Однако Слуцкий словно предвидел и уже предсказывал грядущее равнодушие общества к искусству.
Главным в нем была его полная внутренняя раскрепощенность. Он писал: “Политработа – трудная работа”, и это не шокировало и не шокирует (меня) сейчас, ибо это абсолютно естественно для него, и этому веришь. Он сам был человеком веры, в отличие от воинствующих безбожников, стоящих со свечками в Елоховском соборе. Только вера была у него другая, не церковная.
В моей книге воспоминаний “Писательский Клуб”, кроме большой главы о Борисе, есть еще маленькая главка “Слуцкий и Искандер”. Фазиль рассказал когда-то, как шел с ним по Ленинградскому проспекту (было по дороге) и с колоссальным интересом и пиететом слушал Слуцкого. В какой-то момент тот неожиданно спросил: – Вы член партии?
Получив отрицательный ответ, Боря промолвил сухо и твердо: – Тогда я не смогу с вами об этом говорить…
Именно его заявленная дисциплинированность сыграла с ним в жизни злую шутку.
У него был огромный диапазон общений, основанный на жадном интересе к людям и заданном желании быть объективным. Он поддерживал (при мне) столь разных художников, как В. Сидур и И. Глазунов, – не одновременно, конечно. Он был близок со знаменитыми стариками и безвестными юнцами. Помогал тем и другим.

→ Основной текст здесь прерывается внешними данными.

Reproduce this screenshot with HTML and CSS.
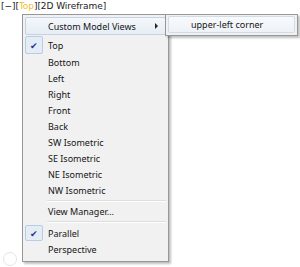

Он был в жизни очень хороший, лучше всех. И все это понимали – даже те, кто его не любил. О других говорили: Мишка Луконин, Сашка Межиров, Юрка Левитанский. Нельзя было представить, чтобы кто-нибудь сказал: Борька Слуцкий.
Еще отмечу: он был не испорчен. Ничем.
Он был, как никто, цельной натурой. Например, Твардовский бывал обворожителен и – резок, неприятен. Смеляков мог источать нежность и крайнее хамство. Порой Луконин, и особенно Наровчатов, бывали капризными, важными, подчеркивали и ценили свою сановность.